The Fighting Téméraire
The Fighting Téméraire

In 1790, still only 15, Turner had his first piece exhibited – a watercolor at the Royal Academy Summer Exhibition, an event that continues today. During his student years he developed a working pattern that would continue for his life. In summer he would travel, chiefly on foot and at that time mostly to Wales, doing pencil sketches for works he would then do in the studio during the winter. His watercolor The Rising Squall – Hot Wells from St Vincent’s Rock, Bristol, from 1793, shows the first inkling of the dramatic use of light that was to characterize his future work. His early work caused a sensation and by the age of 26 he was elected a full member of the Royal Academy.

He travelled in Europe, painting and received patronage, which generally consisted of a combination of commissions and status as a semi-permanent house-guest, from wealthy families across the country. His work sold well and he became wealthy enough to purchase several homes, his chief one on Harley Street in London, with a special top-floor studio added and another for his mistress, Sophia Caroline Booth, on Chenye Walk, Chelsea. He had met the widow Sophia in 1820 while staying at her boarding house in Margate, Kent.

1280px-Turner,_The_Battle_of_Trafalgar_(1822)
The Battle of Trafalgar

Turner had few friends or intimates and his only other relationship besides Sophia had been an earlier one with Hannah Danby, his housekeeper and the daughter of a widow called Sarah Danby, who was for many years assumed to be the mother of Turner’s two daughters. It seems more likely that the children, born in 1801 and 1811, were in fact Hannah’s.

As he became older he became more depressed, eccentric and isolated, living mostly at Sophia’s house in Chelsea, where he died on the 19th of December, 1851.

His Legacy

From an early time Turner had fallen under the philosophical influence of Sir Joshua Reynolds, founder of the Royal Academy. Reynolds taught that art was akin to poetry and should attempt to transcend form and capture the essence of things, in the tradition of Plato’s Theory of Forms as revived during the Renaissance. Turner’s concentration on light at the expense of form was not simply abstraction but an attempt to capture on canvas the metaphysical, supported by his dying words that “the Sun is God”. He freely altered scenes to capture the essence of his vision and many of his pictures have little resemblance to the places they are named after.

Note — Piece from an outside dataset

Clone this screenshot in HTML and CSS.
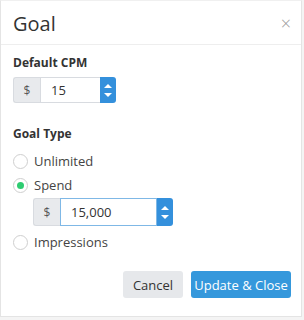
FILE: index.html
```html
<!DOCTYPE html>
<html>
<head>
    <meta name="viewport" content="width=device-width, initial-scale=1.0">
    <link rel="stylesheet" href="styles.css">
</head>
<body>
    <div class="modal">
        <div class="modal-header">
            <div class="modal-title">Goal</div>
            <div class="close">&times;</div>
        </div>
        <div class="modal-body">
            <div class="field-label">Default CPM</div>
            <div class="input-group">
                <span class="addon">$</span>
                <input class="num-input short" type="text" value="15">
                <span class="spinner"><span class="up"></span><span class="down"></span></span>
            </div>

            <div class="field-label type-label">Goal Type</div>
            <label class="radio"><span class="circle"></span>Unlimited</label>
            <label class="radio"><span class="circle checked"></span>Spend</label>
            <div class="input-group nested">
                <span class="addon">$</span>
                <input class="num-input long focus" type="text" value="15,000">
                <span class="spinner"><span class="up"></span><span class="down"></span></span>
            </div>
            <label class="radio"><span class="circle"></span>Impressions</label>

            <div class="actions">
                <button class="btn btn-default">Cancel</button>
                <button class="btn btn-primary">Update &amp; Close</button>
            </div>
        </div>
    </div>
</body>
</html>
```
FILE: styles.css
```css
body {
    margin: 0;
    background: #f4f4f4;
    font-family: 'Open Sans', 'Liberation Sans', sans-serif;
    color: #333;
}

.modal {
    width: 300px;
    height: 315px;
    background: #fff;
    border: 1px solid #e4e4e4;
    border-top-color: #f0f0f0;
}

.modal-header {
    height: 43px;
    border-bottom: 1px solid #eeeeee;
    display: flex;
    align-items: center;
    justify-content: space-between;
    padding: 0 10px 0 12px;
}

.modal-title {
    font-size: 20px;
    color: #333;
    margin-top: 2px;
}

.close {
    font-size: 18px;
    font-weight: 300;
    color: #999;
    line-height: 1;
    margin-top: 1px;
}

.modal-body {
    padding: 10px 10px 0 12px;
}

.field-label {
    font-size: 12px;
    font-weight: bold;
    color: #333;
    line-height: 16px;
    margin-bottom: 6px;
}

.type-label {
    margin-top: 23px;
    margin-bottom: 7px;
}

.input-group {
    display: flex;
    height: 26px;
}

.input-group.nested {
    margin: 1px 0 4px 20px;
    height: 28px;
}

.addon {
    width: 26px;
    background: #e8eaed;
    border: 1px solid #d8dbe0;
    border-right: none;
    border-radius: 3px 0 0 3px;
    font-size: 12px;
    color: #555;
    display: flex;
    align-items: center;
    justify-content: center;
}

.num-input {
    box-sizing: border-box;
    border: 1px solid #d8dbe0;
    border-right: none;
    margin: 0;
    padding: 0 0 0 10px;
    font-family: inherit;
    font-size: 13px;
    color: #333;
    outline: none;
}

.num-input.short { width: 60px; }
.num-input.long { width: 97px; }

.num-input.focus {
    border: 1px solid #7fb8e6;
}

.spinner {
    width: 16px;
    background: #3490dc;
    border-radius: 0 3px 3px 0;
    display: flex;
    flex-direction: column;
    align-items: center;
    justify-content: center;
    gap: 5px;
}

.up, .down {
    width: 0;
    height: 0;
    border-left: 4px solid transparent;
    border-right: 4px solid transparent;
}

.up { border-bottom: 4px solid #fff; }
.down { border-top: 4px solid #fff; }

.radio {
    display: flex;
    align-items: center;
    font-size: 13px;
    color: #444;
    height: 24px;
}

.circle {
    box-sizing: border-box;
    width: 15px;
    height: 15px;
    border: 1px solid #cfcfcf;
    border-radius: 50%;
    margin-right: 6px;
    display: flex;
    align-items: center;
    justify-content: center;
}

.circle.checked::after {
    content: '';
    width: 7px;
    height: 7px;
    border-radius: 50%;
    background: #2ecc71;
}

.actions {
    display: flex;
    justify-content: flex-end;
    gap: 8px;
    margin-top: 17px;
}

.btn {
    height: 27px;
    border: none;
    border-radius: 3px;
    font-family: inherit;
    font-size: 13px;
    padding: 0;
}

.btn-default {
    width: 60px;
    background: #e6e8eb;
    color: #333;
}

.btn-primary {
    width: 100px;
    background: #3598dc;
    color: #fff;
}
```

His work presaged the Impressionists by decades and he is still today considered to be the greatest British artist ever. The important art prize – the Turner Prize, has been organized by the Tate Gallery since 1984.

Sites to Visit

There is a plaque at his birthplace, 21 Maiden Lane, Covent Garden.

His house on 64 Harley Street was destroyed during the Blitz, but Sophia’s house and the place of his death, now 118 and 119, Cheyne Walk, Chelsea, can still be seen.

Statues of Turner can be seen at St Paul’s Cathedral, the Royal Academy of Arts and the Victoria & Albert Museum.

Further Research

Biographies of J.M.W. Turner include:

  • Standing in the Sun: A Life of J.M.W. Turner, by Anthony Bailey (2014)
  • Turner in His Time, Revised and Updated Edition, by Andrew Wilton 2007
  • J. M. W. Turner: Painting Set Free, by David Blayney Brown and Amy Concannon 2014
  • J.M.W. Turner: A Biography, by Howard Brinkley (2014)

There was a biographic play, The Painter, by Rebecca Lenkiewicz, performed in London in 2011.

There is a film, Mr. Turner, released in 2014, depicting his later life.

When Turner died he left his works to the Nation, to be displayed in one place, but that wish was never carried out. Today the bulk of his work is split between the Tate Gallery and the National Gallery, both in London.

Turner works in the US can be seen at the Frick Collection, The New York Public Library and the Metropolitan Museum of Art in New York City, the National Gallery in Washington and the Yale Centre for British Art.

The vast majority of his works can also be seen on-line in high-definition images.